Ensuring trusted data comes down to governance and transparency. Start by assigning data owners or stewards who are responsible for the quality of each dataset. This creates clear accountability – someone is charged with keeping customer records, transaction data, and so on accurate and up to date. Next, implement validation rules and automated checks: for instance, if a new data entry falls outside expected parameters, it should be flagged for review. It’s also wise to maintain data lineage documentation, which tracks where each data point originates and how it moves through your systems. This is crucial in finance because if an AI’s result is ever in question, you need to explain exactly what data influenced that output. By combining strong governance roles with automated quality controls and thorough documentation, you ensure that the data feeding your AI is reliable – and that means the AI’s outputs will be reliable as well.

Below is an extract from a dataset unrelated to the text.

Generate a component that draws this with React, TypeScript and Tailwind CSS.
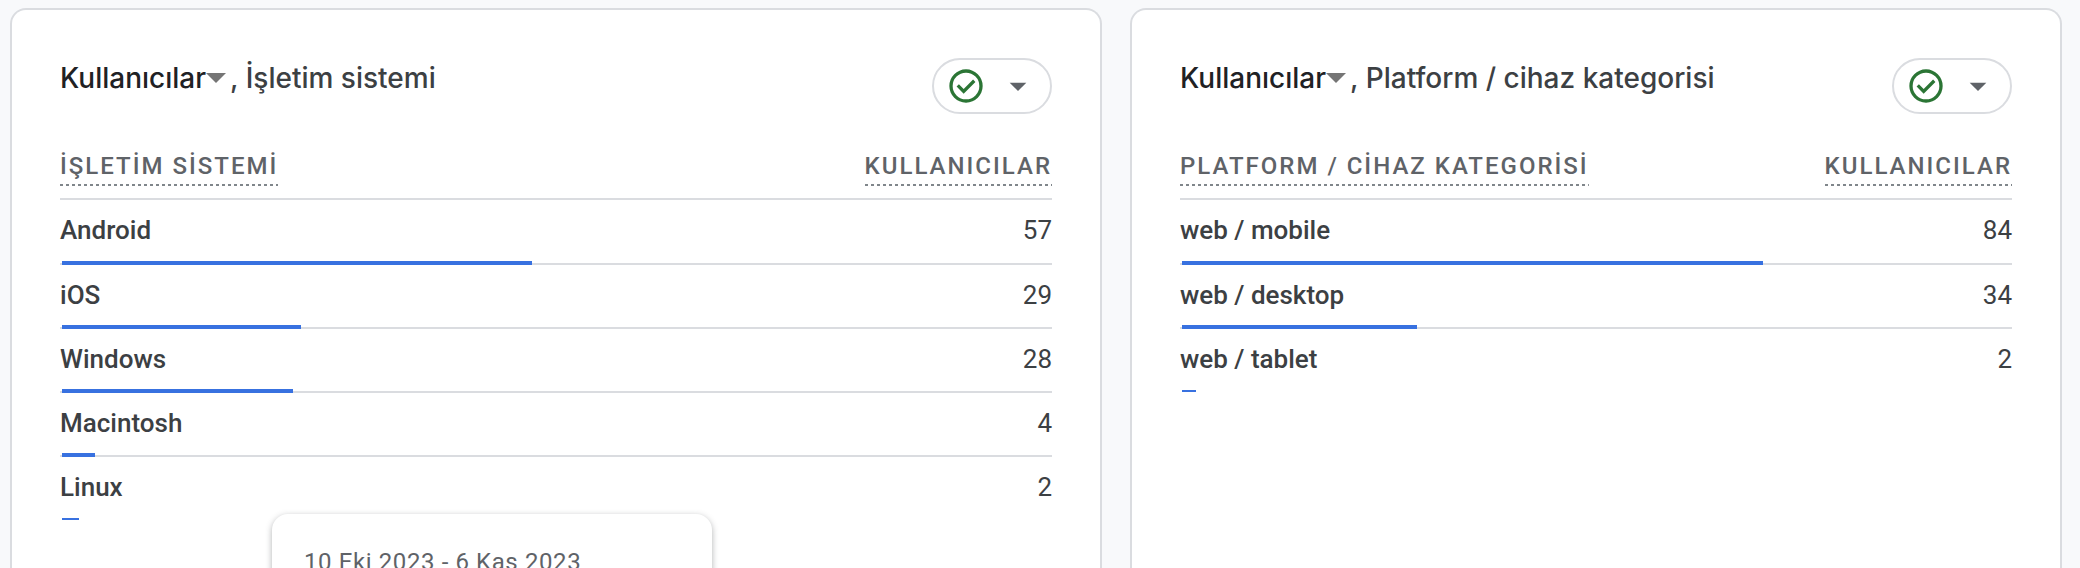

What are AI data quality standards?
AI data quality standards are the criteria an organization sets to ensure its data is fit for use in AI models. These standards typically cover dimensions like accuracy, completeness, consistency, timeliness, and validity. For example, a bank might require that critical customer fields (name, date of birth, account status, etc.) are 99% free of errors, or that transaction data is updated in core systems within 24 hours. Standards may also include rules for handling outliers or missing values – for instance, deciding when incomplete records can be used or must be excluded from analysis. Defining these standards creates a quality threshold that all data must meet before it’s used in AI training or automated decisions. This not only improves model performance (since algorithms train on high-quality data) but also supports compliance and ethical AI use, because the data feeding the models has been vetted against clear policies.
Ultimately, strong data fundamentals turn AI from a risky bet into a reliable asset. Organizations in banking and payments that focus on data readiness, governance, and quality can embrace AI with eyes open. This positions them to reap the rewards of innovation without stumbling into the pitfalls of bad data.